__Aim__
Using the data below, repeat all of it precisely.

__Dataset content__
____________
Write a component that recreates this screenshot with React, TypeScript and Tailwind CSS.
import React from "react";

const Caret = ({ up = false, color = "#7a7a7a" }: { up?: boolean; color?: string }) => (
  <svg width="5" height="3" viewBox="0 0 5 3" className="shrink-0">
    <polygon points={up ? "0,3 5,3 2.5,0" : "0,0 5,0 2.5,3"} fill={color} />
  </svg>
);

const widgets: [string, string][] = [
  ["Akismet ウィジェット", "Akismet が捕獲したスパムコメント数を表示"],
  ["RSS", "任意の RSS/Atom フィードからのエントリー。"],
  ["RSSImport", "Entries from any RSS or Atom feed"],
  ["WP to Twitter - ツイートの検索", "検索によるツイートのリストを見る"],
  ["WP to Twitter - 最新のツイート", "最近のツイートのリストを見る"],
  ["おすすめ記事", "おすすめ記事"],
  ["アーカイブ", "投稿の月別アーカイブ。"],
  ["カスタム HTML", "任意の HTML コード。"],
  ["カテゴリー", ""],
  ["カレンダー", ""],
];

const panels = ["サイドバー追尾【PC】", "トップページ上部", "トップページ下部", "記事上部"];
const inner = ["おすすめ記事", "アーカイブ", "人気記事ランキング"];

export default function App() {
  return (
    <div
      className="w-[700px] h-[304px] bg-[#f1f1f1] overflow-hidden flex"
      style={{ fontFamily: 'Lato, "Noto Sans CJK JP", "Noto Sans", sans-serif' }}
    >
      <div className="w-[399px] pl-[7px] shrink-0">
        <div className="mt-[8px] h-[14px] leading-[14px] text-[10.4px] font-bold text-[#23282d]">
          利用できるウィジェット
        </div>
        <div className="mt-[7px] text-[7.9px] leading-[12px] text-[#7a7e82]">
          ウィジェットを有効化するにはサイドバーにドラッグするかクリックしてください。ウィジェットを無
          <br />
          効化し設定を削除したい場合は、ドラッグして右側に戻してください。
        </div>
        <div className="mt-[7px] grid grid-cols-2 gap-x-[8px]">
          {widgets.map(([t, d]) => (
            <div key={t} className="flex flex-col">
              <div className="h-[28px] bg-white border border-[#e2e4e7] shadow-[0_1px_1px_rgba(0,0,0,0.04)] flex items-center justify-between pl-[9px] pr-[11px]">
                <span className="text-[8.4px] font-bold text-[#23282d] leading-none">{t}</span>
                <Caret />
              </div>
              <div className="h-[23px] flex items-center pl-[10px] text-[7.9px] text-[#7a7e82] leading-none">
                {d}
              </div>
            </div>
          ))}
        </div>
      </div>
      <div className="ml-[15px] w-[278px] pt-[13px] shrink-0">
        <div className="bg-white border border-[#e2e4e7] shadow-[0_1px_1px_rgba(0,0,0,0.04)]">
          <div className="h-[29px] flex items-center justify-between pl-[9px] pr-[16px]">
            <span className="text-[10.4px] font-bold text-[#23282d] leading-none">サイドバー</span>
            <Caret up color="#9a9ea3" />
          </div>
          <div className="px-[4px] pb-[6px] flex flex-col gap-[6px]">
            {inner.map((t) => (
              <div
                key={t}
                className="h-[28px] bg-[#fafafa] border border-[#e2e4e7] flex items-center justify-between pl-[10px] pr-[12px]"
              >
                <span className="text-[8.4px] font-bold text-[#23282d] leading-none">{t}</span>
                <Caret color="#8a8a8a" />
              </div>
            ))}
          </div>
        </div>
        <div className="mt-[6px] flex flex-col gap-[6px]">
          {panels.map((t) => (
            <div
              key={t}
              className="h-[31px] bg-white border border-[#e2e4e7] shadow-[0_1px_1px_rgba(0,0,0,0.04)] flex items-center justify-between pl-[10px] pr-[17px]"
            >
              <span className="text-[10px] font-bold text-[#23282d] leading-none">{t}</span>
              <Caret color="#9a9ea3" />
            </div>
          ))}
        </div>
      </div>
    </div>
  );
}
____________
__Solution__
Write a component that recreates this screenshot with React, TypeScript and Tailwind CSS.
import React from "react";

const Caret = ({ up = false, color = "#7a7a7a" }: { up?: boolean; color?: string }) => (
  <svg width="5" height="3" viewBox="0 0 5 3" className="shrink-0">
    <polygon points={up ? "0,3 5,3 2.5,0" : "0,0 5,0 2.5,3"} fill={color} />
  </svg>
);

const widgets: [string, string][] = [
  ["Akismet ウィジェット", "Akismet が捕獲したスパムコメント数を表示"],
  ["RSS", "任意の RSS/Atom フィードからのエントリー。"],
  ["RSSImport", "Entries from any RSS or Atom feed"],
  ["WP to Twitter - ツイートの検索", "検索によるツイートのリストを見る"],
  ["WP to Twitter - 最新のツイート", "最近のツイートのリストを見る"],
  ["おすすめ記事", "おすすめ記事"],
  ["アーカイブ", "投稿の月別アーカイブ。"],
  ["カスタム HTML", "任意の HTML コード。"],
  ["カテゴリー", ""],
  ["カレンダー", ""],
];

const panels = ["サイドバー追尾【PC】", "トップページ上部", "トップページ下部", "記事上部"];
const inner = ["おすすめ記事", "アーカイブ", "人気記事ランキング"];

export default function App() {
  return (
    <div
      className="w-[700px] h-[304px] bg-[#f1f1f1] overflow-hidden flex"
      style={{ fontFamily: 'Lato, "Noto Sans CJK JP", "Noto Sans", sans-serif' }}
    >
      <div className="w-[399px] pl-[7px] shrink-0">
        <div className="mt-[8px] h-[14px] leading-[14px] text-[10.4px] font-bold text-[#23282d]">
          利用できるウィジェット
        </div>
        <div className="mt-[7px] text-[7.9px] leading-[12px] text-[#7a7e82]">
          ウィジェットを有効化するにはサイドバーにドラッグするかクリックしてください。ウィジェットを無
          <br />
          効化し設定を削除したい場合は、ドラッグして右側に戻してください。
        </div>
        <div className="mt-[7px] grid grid-cols-2 gap-x-[8px]">
          {widgets.map(([t, d]) => (
            <div key={t} className="flex flex-col">
              <div className="h-[28px] bg-white border border-[#e2e4e7] shadow-[0_1px_1px_rgba(0,0,0,0.04)] flex items-center justify-between pl-[9px] pr-[11px]">
                <span className="text-[8.4px] font-bold text-[#23282d] leading-none">{t}</span>
                <Caret />
              </div>
              <div className="h-[23px] flex items-center pl-[10px] text-[7.9px] text-[#7a7e82] leading-none">
                {d}
              </div>
            </div>
          ))}
        </div>
      </div>
      <div className="ml-[15px] w-[278px] pt-[13px] shrink-0">
        <div className="bg-white border border-[#e2e4e7] shadow-[0_1px_1px_rgba(0,0,0,0.04)]">
          <div className="h-[29px] flex items-center justify-between pl-[9px] pr-[16px]">
            <span className="text-[10.4px] font-bold text-[#23282d] leading-none">サイドバー</span>
            <Caret up color="#9a9ea3" />
          </div>
          <div className="px-[4px] pb-[6px] flex flex-col gap-[6px]">
            {inner.map((t) => (
              <div
                key={t}
                className="h-[28px] bg-[#fafafa] border border-[#e2e4e7] flex items-center justify-between pl-[10px] pr-[12px]"
              >
                <span className="text-[8.4px] font-bold text-[#23282d] leading-none">{t}</span>
                <Caret color="#8a8a8a" />
              </div>
            ))}
          </div>
        </div>
        <div className="mt-[6px] flex flex-col gap-[6px]">
          {panels.map((t) => (
            <div
              key={t}
              className="h-[31px] bg-white border border-[#e2e4e7] shadow-[0_1px_1px_rgba(0,0,0,0.04)] flex items-center justify-between pl-[10px] pr-[17px]"
            >
              <span className="text-[10px] font-bold text-[#23282d] leading-none">{t}</span>
              <Caret color="#9a9ea3" />
            </div>
          ))}
        </div>
      </div>
    </div>
  );
}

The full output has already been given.